Bank Guarantees and Defined Contribution Plan Exchange Frequency

At his excellent blog, Paul Kedrosky posted a piece on bank deposit guarantees across nations.  It included this graph:

Now I will give you an unusual analogy that reflects the story that this graph is telling us.  This is somewhat like what the Defined Contribution [DC] plan industry went through when it moved from annual valuation, annual redirection of monies, to quarterly, to monthly, to the eventual change your asset allocation once a day if you like.

With annually, a huge number of people would make moves. Quarterly, not so much, but it still increased the over all number of transactions. Monthly brought a decline in the total number of transactions. Daily? Few people transact because they can always do it.

So, when the guarantee is unlimited, few take advantage of it.

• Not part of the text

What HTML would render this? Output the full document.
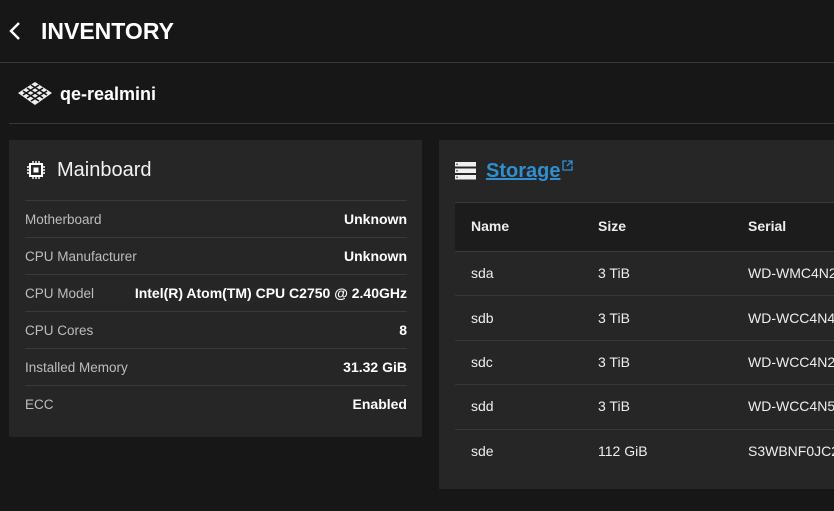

When it is limited, people get far closer to the limit on average.

This is just another application of behavioral economics.  When something is free, people don’t value it as much, so they don’t use it.  When something is hard to do and valuable, they take every opportunity.  In between they act to some degree to preserve value at the appropriate dates or amounts.  After all they will have another chance soon.

1 Comment

  • Ben Williams says:

    Interesting analogy to DC. I would add that the move to daily valuation was driven by competition among the providers and by demand from a tiny minority of squeaky wheels in the plans (some of whom fancied themselves great traders). Brokerage windows also came to satisfy the latter.

    It’s interesting that daily access reduces the usage, because it increased the costs, in several ways: the development of IT systems to support it, and the shift toward investment products with reduced “duration” (e.g., money market funds instead of stable value). It was a hassle to deal with equity wash rules to protect the stable value accounts from excess transactions.

    We joked in my business (providing investment advice to DC participants) that the average participant’s planning horizon equalled the reporting period.